Bernie Sanders Renews His Push Against the Billionaire Class

For Sanders, the numbers reinforce a message he has carried across the country for more than a year. His 'Fighting Oligarchy' tour, staged alongside Representative Alexandria Ocasio-Cortez, drew more than 261,000 people across roughly 40 stops through the end of last year, according to figures cited by his team. The tour also lent its name to his book, Fighting Oligarchy, published in September 2025.

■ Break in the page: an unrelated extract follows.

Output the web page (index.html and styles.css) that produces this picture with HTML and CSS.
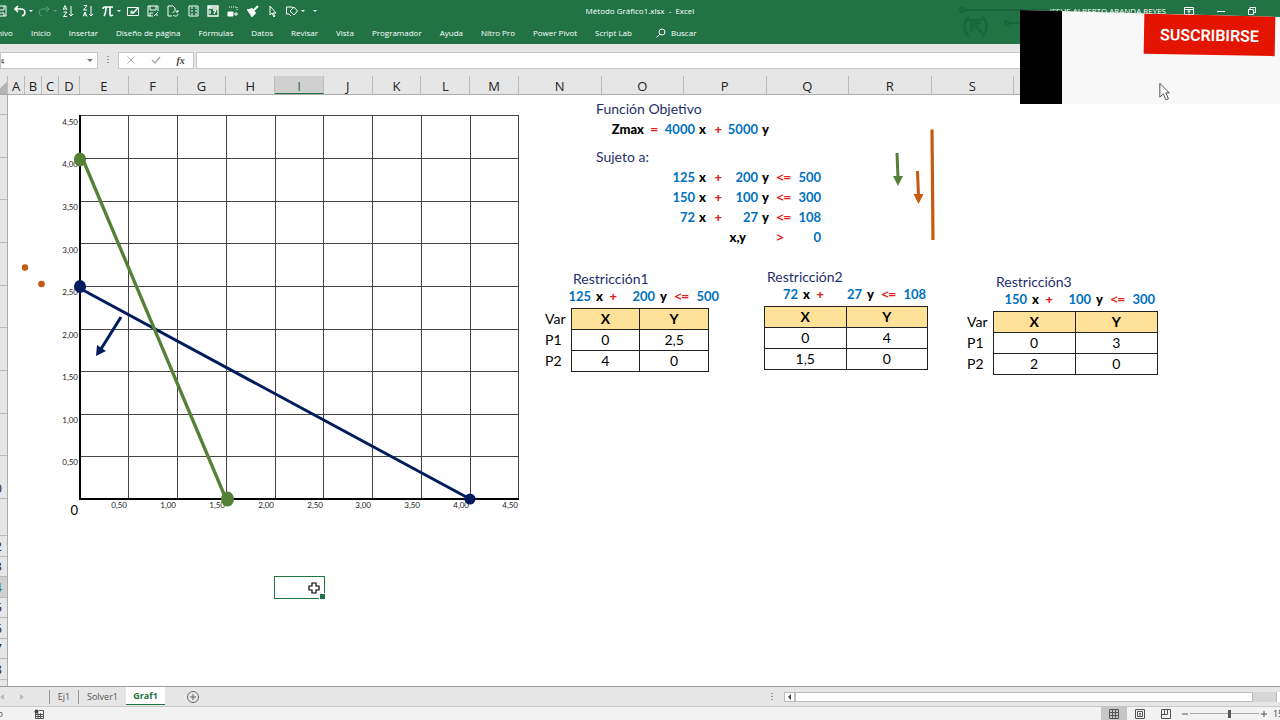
FILE: index.html
```html
<!DOCTYPE html>
<html lang="es">
<head>
    <meta charset="UTF-8" />
    <meta name="viewport" content="width=device-width, initial-scale=1" />
    <title>Método Gráfico1.xlsx - Excel</title>
    <link rel="stylesheet" href="styles.css">
</head>
<body>
    <header class="ribbon">
        <svg class="circuit" width="100" height="44" viewBox="0 0 100 44" aria-hidden="true">
            <g fill="none" stroke="#185c37" stroke-width="2">
                <circle cx="7" cy="10" r="2" /><path d="M9 10h90" />
                <circle cx="52" cy="23" r="2" /><path d="M54 23h46" />
                <path stroke-width="2.500" d="M14 17a12 12 0 0 0 0 19M27 17a12 12 0 0 1 0 19M16 21v11M27 33l-9-10M18 31v-8h8M13 20h14" />
            </g>
        </svg>
        <div class="title-row">
            <div class="qat">
                <button aria-label="Guardar"><svg width="12" height="12" viewBox="0 0 12 12"><path d="M1 1h10v10H1zM3 1v4h6V1M3 11V8h6v3" /></svg></button>
                <button class="split" aria-label="Deshacer"><svg width="12" height="12" viewBox="0 0 12 12"><path stroke-width="1.6" d="M4 1L1 4l3 3M1 4h6c5 0 5 6 1 7" /></svg><i class="caret"></i></button>
                <button class="split dim" aria-label="Rehacer"><svg width="12" height="12" viewBox="0 0 12 12"><path d="M8 1l3 3-3 3M11 4H5C0 4 0 10 4 11" /></svg><i class="caret"></i></button>
                <button aria-label="Orden ascendente"><svg width="12" height="12" viewBox="0 0 12 12"><path d="M0 5l2-4.500L4 5M1 4h2M.5 7H4L.5 11.500H4M8 1v10M6 9l2 2 2-2" /></svg></button>
                <button aria-label="Orden descendente"><svg width="12" height="12" viewBox="0 0 12 12"><path d="M.5.500H4L.5 5H4M0 11.500L2 7l2 4.500M1 10h2M8 1v10M6 9l2 2 2-2" /></svg></button>
                <button class="split" aria-label="Ecuación"><svg width="12" height="12" viewBox="0 0 12 12"><path stroke-width="1.6" d="M1 4c0-2 1-2 2-2h8M4 2c0 4 0 6-2 9M8 2v7c0 2 1 2 3 1" /></svg><i class="caret"></i></button>
                <button aria-label="Casilla"><svg width="12" height="12" viewBox="0 0 12 12"><path d="M.5 2.500h11v8H.5zM3 8h2" /><path stroke-width="1.6" d="M4 6l2 2 5-5" /></svg></button>
                <button aria-label="Guardar como"><svg width="12" height="12" viewBox="0 0 12 12"><path d="M6 11H1V1h10v5M3 1v4h6V1M3 11V8h3M7 11l4-4M10 9v2" /></svg></button>
                <button aria-label="Actualizar"><svg width="12" height="12" viewBox="0 0 12 12"><path d="M5 11H1V1h5l2 2v2M11 7c-2-2-5-1-5 1M11 5v2H9M6 10c2 2 5 1 5-1" /></svg></button>
                <button aria-label="Formulario"><svg width="12" height="12" viewBox="0 0 12 12"><path d="M2 1h9v10H2zM4 3h2M8 3h2M4 6h2M8 6h2M4 9h2M8 9h2" /></svg></button>
                <button aria-label="Calendario"><svg width="12" height="12" viewBox="0 0 12 12"><path d="M1 1h10v10H1zM1 3h10M3 5v4M6 5h3L7 9M3 3v-2" stroke-width="1.3" /></svg></button>
                <button aria-label="Cámara"><svg width="12" height="12" viewBox="0 0 12 12"><path stroke-dasharray="1 1" d="M2 2h8v4" /><path fill="#fff" d="M1 7h5v4H1z" /><path d="M9 7v4M7 9h4" /></svg></button>
                <button aria-label="Copiar formato"><svg width="12" height="12" viewBox="0 0 12 12"><path fill="#fff" d="M1 5l4-1 3 4-3 3zM7 5l4-4" stroke-width="1.8" /></svg></button>
                <button aria-label="Seleccionar"><svg width="12" height="12" viewBox="0 0 12 12"><path d="M3 1v9l2-2 2 4 1-1-2-3h3z" /></svg></button>
                <button class="split" aria-label="Formas"><svg width="12" height="12" viewBox="0 0 12 12"><path d="M3 9H.5V2h6v2M8 2l3.500 4L8 10 4 6zM3 9l2 2" /></svg><i class="caret"></i></button>
                <button class="more" aria-label="Personalizar"><i class="caret"></i></button>
            </div>
            <div class="doc-title">Método Gráfico1.xlsx&nbsp; -&nbsp; Excel</div>
            <div class="window-tools">
                <span class="user">JESUS ALBERTO ARANDA REYES</span>
                <button aria-label="Opciones de cinta"><svg width="10" height="8" viewBox="0 0 10 8"><path d="M.5.500h9v7h-9zM.5 2.500h9M5 6.500v-3M3.500 5L5 3.500 6.500 5" /></svg></button>
                <button aria-label="Minimizar"><svg width="8" height="8" viewBox="0 0 8 8"><path d="M0 4.500h8" /></svg></button>
                <button aria-label="Restaurar"><svg width="8" height="8" viewBox="0 0 8 8"><path d="M.5 2.500h5v5h-5zM2 2.500v-2h5.500v5h-2" /></svg></button>
            </div>
        </div>
        <nav class="tabs">
            <a href="#">Archivo</a>
            <a href="#">Inicio</a>
            <a href="#">Insertar</a>
            <a href="#">Diseño de página</a>
            <a href="#">Fórmulas</a>
            <a href="#">Datos</a>
            <a href="#">Revisar</a>
            <a href="#">Vista</a>
            <a href="#">Programador</a>
            <a href="#">Ayuda</a>
            <a href="#">Nitro Pro</a>
            <a href="#">Power Pivot</a>
            <a href="#">Script Lab</a>
            <a href="#" class="search"><svg width="10" height="10" viewBox="0 0 10 10"><circle cx="6" cy="4" r="3" /><path d="M4 6L.5 9.500" /></svg>Buscar</a>
        </nav>
    </header>

    <div class="formula-bar">
        <div class="name-box">
            <input type="text" value="I14" aria-label="Cuadro de nombres" />
            <i class="caret"></i>
        </div>
        <i class="dots"></i>
        <div class="fx-box">
            <button aria-label="Cancelar"><svg width="10" height="10" viewBox="0 0 10 10"><path stroke="#aaa" d="M1.500 1.500l7 7M8.500 1.500l-7 7" /></svg></button>
            <button aria-label="Introducir"><svg width="10" height="10" viewBox="0 0 10 10"><path stroke="#aaa" stroke-width="1.500" d="M1 5l3 3 5-6" /></svg></button>
            <button class="fx" aria-label="Insertar función">fx</button>
        </div>
        <input class="formula" type="text" aria-label="Barra de fórmulas" />
    </div>

    <div class="col-heads">
        <span class="corner"></span>
        <span class="a">A</span><span class="b">B</span><span class="b">C</span><span class="d">D</span>
        <div class="cols chart-cols">
            <span>E</span><span>F</span><span>G</span><span>H</span><span class="active">I</span><span>J</span><span>K</span><span>L</span><span>M</span>
        </div>
        <div class="cols wide-cols">
            <span>N</span><span>O</span><span>P</span><span>Q</span><span>R</span><span>S</span>
        </div>
        <span class="rest"></span>
    </div>

    <main class="sheet">
        <div class="row-heads">
            <span class="first"></span>
            <div class="tall-rows">
                <span></span><span></span><span></span><span></span><span></span><span></span><span></span><span></span><span>10</span>
            </div>
            <span class="spacer"></span>
            <div class="short-rows">
                <span>12</span><span>13</span><span class="active">14</span><span>15</span><span>16</span><span>17</span><span>18</span>
            </div>
        </div>

        <div class="cells">
            <svg class="chart" width="512" height="430" viewBox="8 95 512 430" role="img" aria-label="Gráfico de restricciones">
                <path class="gridlines" d="M80 115.500H519M80 158.500H519M80 201.500H519M80 243.500H519M80 286.500H519M80 329.500H519M80 371.500H519M80 414.500H519M80 456.500H519
                    M128.500 115V499M177.500 115V499M226.500 115V499M275.500 115V499M323.500 115V499M372.500 115V499M421.500 115V499M470.500 115V499M518.500 115V499" />
                <path class="axes" d="M80 115V499H519" />
                <g class="ticks">
                    <text x="78" y="125">4,50</text>
                    <text x="78" y="167">4,00</text>
                    <text x="78" y="210">3,50</text>
                    <text x="78" y="253">3,00</text>
                    <text x="78" y="295">2,50</text>
                    <text x="78" y="338">2,00</text>
                    <text x="78" y="380">1,50</text>
                    <text x="78" y="423">1,00</text>
                    <text x="78" y="465">0,50</text>
                    <text x="127" y="508">0,50</text>
                    <text x="176" y="508">1,00</text>
                    <text x="225" y="508">1,50</text>
                    <text x="274" y="508">2,00</text>
                    <text x="323" y="508">2,50</text>
                    <text x="371" y="508">3,00</text>
                    <text x="420" y="508">3,50</text>
                    <text x="469" y="508">4,00</text>
                    <text x="518" y="508">4,50</text>
                </g>
                <text class="origin" x="78" y="515">0</text>
                <!-- restricción 1 -->
                <g stroke="#001c5c" fill="#001c5c" stroke-width="3">
                    <path d="M81 289L470 499" />
                    <ellipse cx="80" cy="286.500" rx="6" ry="6.500" stroke="none" />
                    <circle cx="470" cy="499" r="5.500" stroke="none" />
                    <path d="M121 317L101 349" />
                    <path stroke="none" d="M96 356L97 345L106 351z" />
                </g>
                <!-- restricción 2 -->
                <g stroke="#538135" fill="#538135" stroke-width="3.300">
                    <path d="M84 162L226 499" />
                    <ellipse cx="80" cy="159.500" rx="6" ry="7" stroke="none" />
                    <ellipse cx="227.500" cy="499" rx="6.500" ry="7.500" stroke="none" />
                </g>
                <circle cx="25" cy="267.500" r="3.200" fill="#c55a11" />
                <circle cx="41.500" cy="284" r="3.300" fill="#c55a11" />
            </svg>

            <div class="model">
                <div class="problem">
                    <div class="statement">
                        <h2>Función Objetivo</h2>
                        <div class="eq">
                            <b>Zmax</b><em>=</em><span>4000</span><b>x</b><em>+</em><span>5000</span><b>y</b>
                        </div>
                        <h2 class="subject">Sujeto a:</h2>
                        <div class="eq">
                            <b></b><em></em><span>125</span><b>x</b><em>+</em><span>200</span><b>y</b><em>&lt;=</em><span>500</span>
                            <b></b><em></em><span>150</span><b>x</b><em>+</em><span>100</span><b>y</b><em>&lt;=</em><span>300</span>
                            <b></b><em></em><span>72</span><b>x</b><em>+</em><span>27</span><b>y</b><em>&lt;=</em><span>108</span>
                            <b class="both">x,y</b><em class="gt">&gt;</em><span>0</span>
                        </div>
                    </div>
                    <svg class="arrows" width="60" height="120" viewBox="885 125 60 120" aria-hidden="true">
                        <path stroke="#538135" stroke-width="3" d="M897 153L898 178" />
                        <path fill="#538135" d="M893 176L903 176L898 186z" />
                        <path stroke="#c55a11" stroke-width="3" d="M917.500 171L918.500 196" />
                        <path fill="#c55a11" d="M913.500 194L923.500 194L918.500 204z" />
                        <path stroke="#c55a11" stroke-width="3.200" d="M932 129.500L933 240" />
                    </svg>
                </div>

                <div class="restrictions">
                    <section class="restriction r1">
                        <h2>Restricción1</h2>
                        <div class="eq short"><span>125</span><b>x</b><em>+</em><span>200</span><b>y</b><em>&lt;=</em><span>500</span></div>
                        <table>
                            <tr><th class="label">Var</th><th>X</th><th>Y</th></tr>
                            <tr><th class="label">P1</th><td>0</td><td>2,5</td></tr>
                            <tr><th class="label">P2</th><td>4</td><td>0</td></tr>
                        </table>
                    </section>
                    <section class="restriction r2">
                        <h2>Restricción2</h2>
                        <div class="eq short"><span>72</span><b>x</b><em>+</em><span>27</span><b>y</b><em>&lt;=</em><span>108</span></div>
                        <table>
                            <tr><th>X</th><th>Y</th></tr>
                            <tr><td>0</td><td>4</td></tr>
                            <tr><td>1,5</td><td>0</td></tr>
                        </table>
                    </section>
                    <section class="restriction r3">
                        <h2>Restricción3</h2>
                        <div class="eq short"><span>150</span><b>x</b><em>+</em><span>100</span><b>y</b><em>&lt;=</em><span>300</span></div>
                        <table>
                            <tr><th class="label">Var</th><th>X</th><th>Y</th></tr>
                            <tr><th class="label">P1</th><td>0</td><td>3</td></tr>
                            <tr><th class="label">P2</th><td>2</td><td>0</td></tr>
                        </table>
                    </section>
                </div>
            </div>

            <div class="selection">
                <svg width="12" height="12" viewBox="0 0 12 12"><path fill="#fff" stroke="#000" stroke-width="1.200" d="M4 1h4v3h3v4H8v3H4V8H1V4h3z" /></svg>
            </div>
        </div>
    </main>

    <div class="sheet-bar">
        <div class="sheet-nav">
            <button aria-label="Hoja anterior"><svg width="4" height="6" viewBox="0 0 4 6"><path fill="#bbb" d="M4 0v6L0 3z" /></svg></button>
            <button aria-label="Hoja siguiente"><svg width="4" height="6" viewBox="0 0 4 6"><path fill="#bbb" d="M0 0v6l4-3z" /></svg></button>
        </div>
        <button class="sheet-tab ej">Ej1</button>
        <button class="sheet-tab solver">Solver1</button>
        <button class="sheet-tab current">Graf1</button>
        <button class="add" aria-label="Hoja nueva"><svg width="12" height="12" viewBox="0 0 12 12"><path fill="none" stroke="#666" d="M6 3v6M3 6h6M6 .5a5.500 5.500 0 1 0 .01 0z" /></svg></button>
        <i class="dots"></i>
        <div class="scroll">
            <button aria-label="Desplazar a la izquierda"><svg width="4" height="6" viewBox="0 0 4 6"><path fill="#444" d="M3 0v6L0 3z" /></svg></button>
            <div class="thumb"></div>
            <div class="track"></div>
            <div class="end"></div>
        </div>
    </div>

    <footer class="status">
        <span class="mode">Listo</span>
        <svg class="macro" width="10" height="10" viewBox="0 0 10 10"><path fill="none" stroke="#555" d="M1.500 4v5.500h8v-8H5M2 5.500h7M2 7.500h7M4 4v5M6.500 4v5" /><circle cx="2.500" cy="2.500" r="2" fill="#444" /></svg>
        <div class="views">
            <button class="on" aria-label="Normal"><svg width="10" height="10" viewBox="0 0 10 10"><path d="M.5.500h9v9h-9zM.5 3.500h9M.5 6.500h9M3.500.500v9M6.500.500v9" /></svg></button>
            <button aria-label="Diseño de página"><svg width="10" height="10" viewBox="0 0 10 10"><path d="M.5.500h9v9h-9zM2.500 2.500h5v5h-5zM4 4.500h2M4 6h2" /></svg></button>
            <button aria-label="Saltos de página"><svg width="10" height="10" viewBox="0 0 10 10"><path d="M.5.500h9v9h-9zM.5 5.500h6v-5M3.500.500v5" /></svg></button>
        </div>
        <div class="zoom">
            <button aria-label="Alejar"><svg width="6" height="6" viewBox="0 0 6 6"><path d="M0 3h6" /></svg></button>
            <input type="range" min="0" max="100" value="58" aria-label="Zoom" />
            <button aria-label="Acercar"><svg width="6" height="6" viewBox="0 0 6 6"><path d="M0 3h6M3 0v6" /></svg></button>
            <span>150%</span>
        </div>
    </footer>

    <aside class="subscribe">
        <div class="strip"></div>
        <button>SUSCRIBIRSE</button>
        <svg class="pointer" width="12" height="20" viewBox="0 0 14 22"><path fill="#fff" stroke="#333" d="M1 1v16l4-4 3 7 3-1-3-7h4z" /></svg>
    </aside>
</body>
</html>
```
FILE: styles.css
```css
* { box-sizing: border-box; }
body {
    margin: 0; height: 100vh; display: flex; flex-direction: column; overflow: hidden;
    position: relative; background: #fff; font-family: "Open Sans", "Noto Sans", sans-serif; font-size: 8px;
}
button { background: none; border: none; padding: 0; margin: 0; font: inherit; color: inherit; display: flex; align-items: center; justify-content: center; }
input { border: none; padding: 0; margin: 0; font: inherit; background: none; }
svg { display: block; flex: none; }
a { color: inherit; text-decoration: none; }
h2 { margin: 0; font-size: 14px; font-weight: 400; line-height: 20px; color: #1f2f6b; }
.caret { border: 3px solid transparent; border-top-color: currentColor; border-bottom: none; }

/* ribbon */
.ribbon { position: relative; background: #217346; color: #fff; height: 44px; flex: none; overflow: hidden; }
.ribbon svg { fill: none; stroke: #fff; }
.ribbon .circuit { position: absolute; right: 225px; top: 0; opacity: 0.6; }
.title-row { display: grid; grid-template-columns: 1fr auto 1fr; align-items: center; height: 21px; position: relative; }
.qat { display: flex; margin-left: -9px; }
.qat button { width: 20px; height: 21px; flex: none; }
.qat .split { width: 24px; gap: 3px; }
.qat .more { width: 16px; }
.qat .caret { border-width: 2px; border-bottom: none; }
.qat .dim { opacity: 0.3; }
.window-tools { display: flex; align-items: center; justify-content: flex-end; padding-right: 24px; gap: 23px; }
.user { white-space: nowrap; margin-right: -5px; line-height: 8px; }
.tabs { display: flex; align-items: center; gap: 18px; height: 23px; margin-left: -15px; position: relative; white-space: nowrap; }
.search { display: flex; align-items: center; gap: 5px; margin-left: 6px; }

/* formula bar */
.formula-bar { display: flex; align-items: center; background: #e6e6e6; height: 32px; flex: none; }
.name-box { display: flex; align-items: center; width: 98px; height: 17px; background: #fff; border: 1px solid #c6c6c6; padding-right: 4px; overflow: hidden; }
.name-box input { flex: 1; min-width: 0; margin-left: -8px; color: #333; }
.name-box .caret { color: #777; }
.dots { width: 2px; height: 8px; margin: 0 9px; background: repeating-linear-gradient(#999 0 1px, transparent 1px 3px); }
.fx-box { display: flex; width: 76px; height: 17px; background: #fff; border: 1px solid #c6c6c6; }
.fx-box button { flex: 1; }
.fx-box svg { fill: none; }
.fx-box .fx { font: italic bold 10px "Liberation Serif", serif; color: #444; }
.formula { flex: 1; min-width: 0; height: 17px; margin-left: 2px; background: #fff; border: 1px solid #c6c6c6; }

/* headers */
.col-heads { display: flex; background: #e6e6e6; border-bottom: 1px solid #ababab; height: 19px; flex: none; font-size: 13px; line-height: 21px; text-align: center; color: #222; }
.col-heads span { border-right: 1px solid #bbb; overflow: hidden; }
.col-heads .corner { width: 8px; background: linear-gradient(135deg, transparent 50%, #b4b4b4 50%); }
.a, .b { width: 17px; }
.d { width: 21px; }
.cols { display: flex; }
.cols span { flex: 1; }
.chart-cols { width: 439px; }
.wide-cols { width: 495px; }
.rest { flex: 1; }
.col-heads .active { background: #d0d0d0; border-bottom: 1px solid #217346; color: #217346; }
.sheet { display: flex; flex: 1; min-height: 0; overflow: hidden; }
.row-heads { width: 8px; flex: none; background: #e6e6e6; border-right: 1px solid #ababab; overflow: hidden; font-size: 13px; line-height: 20px; color: #222; }
.row-heads span { display: flex; justify-content: flex-end; align-items: flex-end; padding-right: 5px; border-bottom: 1px solid #bbb; overflow: hidden; }
.tall-rows, .short-rows { display: flex; flex-direction: column; }
.tall-rows { height: 384px; }
.short-rows { height: 144px; }
.tall-rows span, .short-rows span { flex: 1; min-height: 0; }
.row-heads .first { height: 20px; }
.row-heads .spacer { height: 37px; }
.row-heads .active { background: #d0d0d0; color: #217346; }

/* worksheet */
.cells { position: relative; display: flex; flex: 1; font-family: Lato, "Open Sans", sans-serif; }
.chart { font-family: Lato, sans-serif; }
.gridlines { fill: none; stroke: #444; }
.axes { fill: none; stroke: #000; stroke-width: 2; }
.ticks { font-size: 8px; text-anchor: end; fill: #222; }
.origin { font-size: 13px; text-anchor: end; }
.model { padding-top: 4px; flex: 1; }
.problem { display: flex; padding-left: 76px; }
.statement { width: 289px; }
.subject { margin-top: 8px; }
.arrows { margin-top: 26px; }
.eq { display: grid; grid-template-columns: 48px 14px 37px 11px 16px 36px 11px 22px 30px; font-size: 13px; line-height: 20px; font-weight: 700; text-align: right; white-space: nowrap; }
.eq.short { grid-template-columns: 22px 12px 14px 38px 12px 22px 30px; width: 150px; line-height: 16px; }
.eq em { color: #e02020; font-style: normal; font-family: "Open Sans", sans-serif; }
.eq span { color: #0070c0; display: flex; justify-content: flex-end; }
.both { grid-column: 1 / 7; padding-right: 12px; }
.eq .gt { grid-column: 7 / 9; padding-right: 7px; }
.restrictions { display: flex; align-items: flex-start; padding: 20px 0 0 25px; }
.r1 { padding-top: 2px; }
.r1 h2 { padding-left: 28px; }
.r1 .eq { margin-left: 24px; }
.r2 { margin-left: 55px; }
.r2 h2 { padding-left: 3px; }
.r2 .eq { margin-left: 12px; }
.r3 { margin-left: 39px; padding-top: 5px; }
.r3 h2 { padding-left: 29px; }
.r3 .eq { margin-left: 38px; }
.restriction { width: 164px; }
.restriction h2 { line-height: 19px; }
.restriction.r3 { width: 191px; }
table { border-collapse: collapse; width: 100%; table-layout: fixed; margin-top: 4px; font-size: 14px; line-height: 20px; text-align: center; }
th, td { border: 1px solid #222; padding: 0; }
th { background: #ffe299; }
.label { width: 26px; border: none; background: none; font-weight: 400; text-align: left; }
.selection { position: absolute; left: 266px; top: 481px; width: 51px; height: 23px; border: 1px solid #217346; display: flex; align-items: center; justify-content: flex-end; padding-right: 4px; }
.selection::after { content: ""; position: absolute; right: -2px; bottom: -2px; width: 5px; height: 5px; background: #217346; border: 1px solid #fff; }

/* sheet tabs */
.sheet-bar { display: flex; align-items: center; height: 20px; flex: none; background: #e6e6e6; border-top: 1px solid #9a9a9a; color: #555; font-size: 9px; }
.sheet-nav { display: flex; gap: 16px; width: 49px; }
.sheet-tab { height: 14px; border-left: 1px solid #999; }
.ej { width: 29px; }
.solver { width: 48px; }
.current { align-self: flex-start; width: 39px; height: 18px; background: #fff; color: #217346; font-weight: 700; border-left: none; border-bottom: 1px solid #217346; }
.add { margin-left: 22px; }
.sheet-bar .dots { margin-left: auto; margin-right: 11px; }
.scroll { display: flex; width: 496px; height: 10px; background: #d6d6d6; }
.scroll button { width: 11px; background: #fff; border: 1px solid #bbb; }
.thumb { width: 458px; background: #fff; border: 1px solid #bbb; }
.track { flex: 1; }
.end { width: 4px; background: #fff; border-left: 1px solid #bbb; }

/* status bar */
.status { display: flex; align-items: center; height: 14px; flex: none; background: #f2f2f2; border-top: 1px solid #c8c8c8; color: #444; font-size: 9px; overflow: hidden; white-space: nowrap; }
.mode { width: 20px; margin-left: -17px; }
.macro { margin-left: 31px; }
.status button svg { fill: none; stroke: #555; }
.views { display: flex; margin-left: auto; }
.views button { width: 26px; height: 14px; }
.views .on { background: #c6c6c6; }
.zoom { display: flex; align-items: center; width: 101px; gap: 2px; padding-left: 3px; }
.zoom button { flex: none; }
.zoom input { -webkit-appearance: none; appearance: none; width: 69px; height: 12px; flex: none; background: linear-gradient(#aaa, #aaa) center / 100% 1px no-repeat; }
.zoom input::-webkit-slider-thumb { -webkit-appearance: none; width: 3px; height: 8px; background: #555; }
.zoom span { padding-left: 4px; }

/* subscribe card over the sheet */
.subscribe { position: absolute; right: 0; top: 10px; width: 260px; height: 94px; display: flex; background: #f8f8f8; clip-path: polygon(0 0, 100% 7px, 100% 100%, 0 100%); }
.strip { width: 42px; background: #000; }
.subscribe button { margin: 5px 5px 0 auto; width: 131px; height: 40px; background: #e31400; color: #fff; font: 600 16px Roboto, sans-serif; transform: rotate(1deg); }
.pointer { position: absolute; left: 139px; top: 72px; }
```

The 84-year-old has tied the rhetoric to policy. He and Representative Ro Khanna have proposed a 5% annual wealth tax on billionaires, which they estimate would raise about $4.4T (£3.3T) over a decade. Sanders has argued repeatedly that a small group of billionaires now holds more wealth than the bottom half of American households combined, a gap he calls the widest in the nation's history. He has also warned that gains from artificial intelligence and automation risk flowing to a handful of technology firms while displacing workers.

The survey arrives amid shifting political currents. Democratic socialist candidates have won primaries in New York, Colorado, Washington, and California over the past year. President Trump, whose second inauguration in January 2025 featured several billionaires seated prominently, has argued that the economic system has failed many working-class Americans.

Sanders has made that argument the core of his 'Fighting Oligarchy' tour, which has drawn some of the largest crowds of his political career at stops from Omaha to Los Angeles.